- Language: English
- Genre: Science fiction

Publication
- Published in: Astounding Science Fiction
- Publication date: 1944
- Publication place: United States
- Media type: Print (magazine)

= Huddling Place =

"Huddling Place" is a science fiction short story by American writer Clifford D. Simak, originally published in 1944 in Astounding Science Fiction. It is one of several linked stories collected in City.

"Huddling Place" was among the stories selected in 1970 by the Science Fiction Writers of America as one of the best science fiction short stories published before the creation of the Nebula Awards. As such, it was published in The Science Fiction Hall of Fame Volume One, 1929-1964.

==Plot summary==
The story is lightly plotted, and most of the text is devoted to setting the scene. In the distant future, humans have colonized Mars and live an apparently easy life, supported by efficient and intelligent robots. Intelligent Martians co-exist with the humans on that planet. The trend to suburbanization, first manifested in the mid-20th century, has continued such that many humans on Earth live in isolated enclaves. Jerome Webster, the main character, is a human living on Earth with expertise in Martian physiology, especially that of the brain. Like other human adults, he has progressive agoraphobia, which becomes extreme after his only son departs to spend time on Mars. Jenkins, the senior family robot, explains to Webster that his father had been similarly afflicted.

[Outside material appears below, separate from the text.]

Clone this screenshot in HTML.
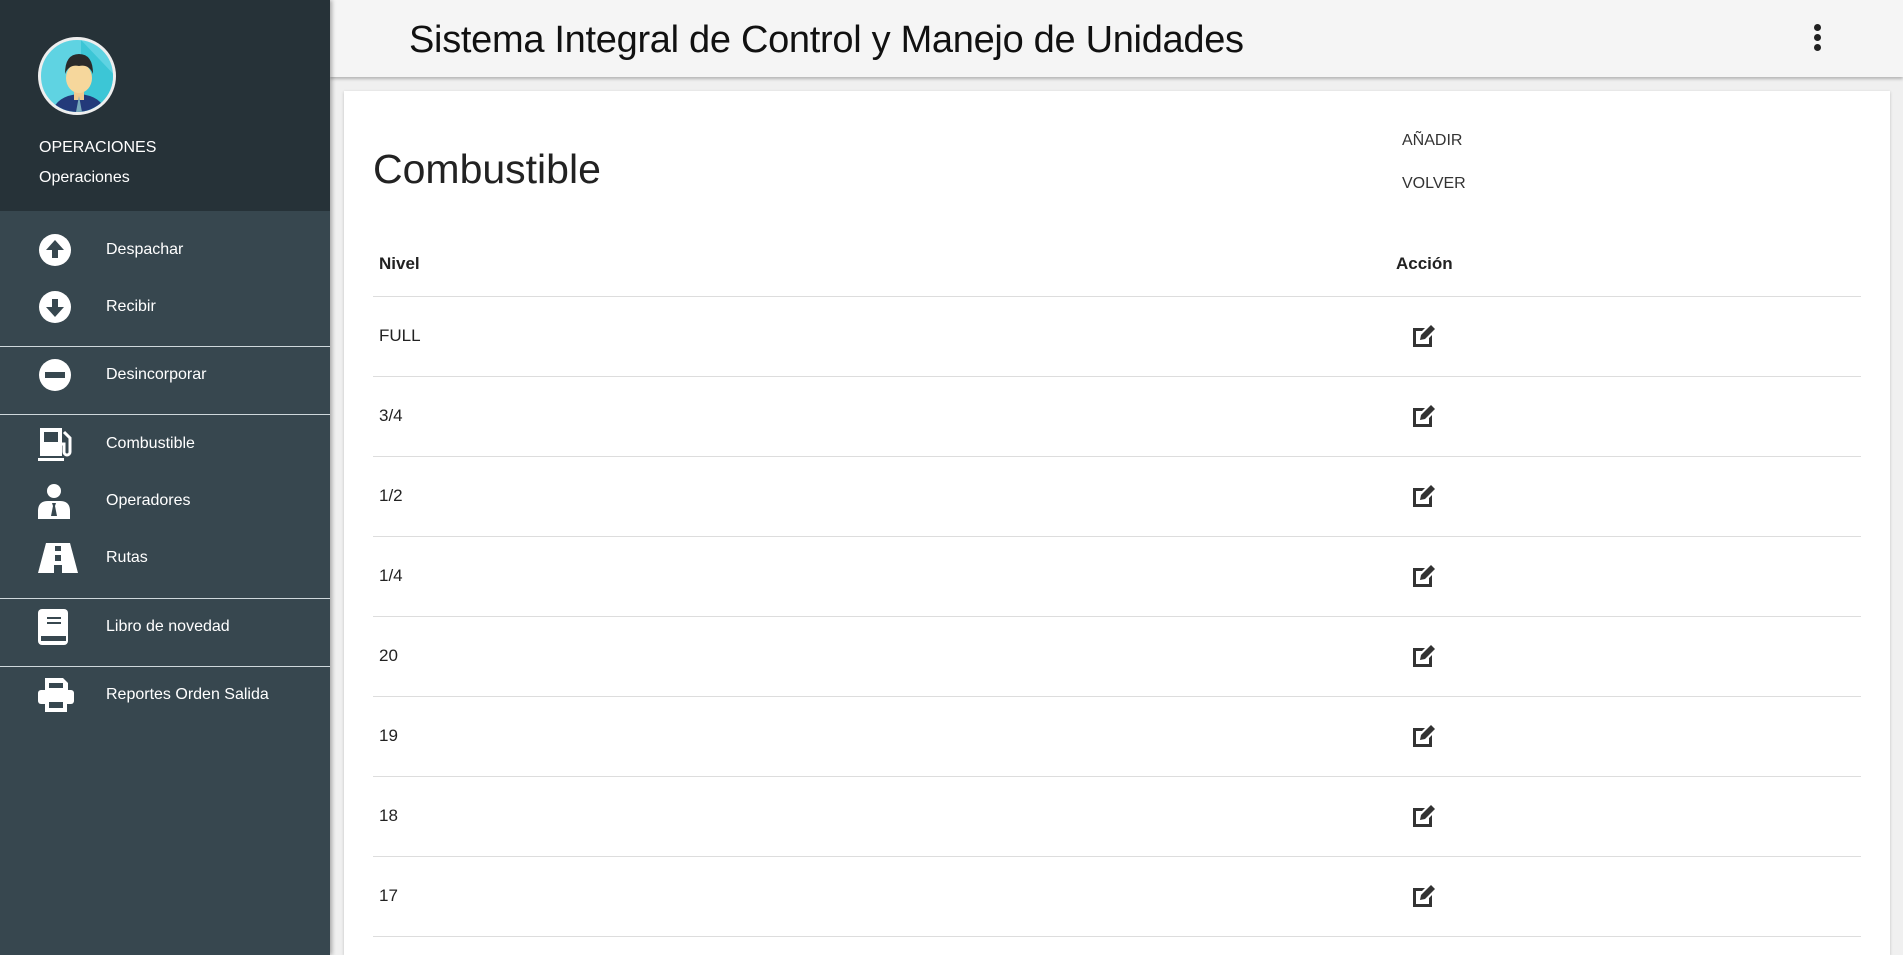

Webster contemplates writing a monograph on the subject.

Before he can begin this project, he learns that Juwain, a Martian friend and brilliant philosopher, requires surgery that only Webster can perform. This would require traveling to Mars, something his agoraphobia makes nearly impossible. Senior political figures make clear that Juwain's death would be a tragedy for which humankind would suffer for thousands of years, and Webster is pained by the thought of forsaking his friend.

With great effort he packs for the trip, only to discover that the robot Jenkins, not understanding the stakes, had dismissed the spaceship that had arrived to transport Webster to Mars. Webster feels as if his home has now become a trap from which he will never escape.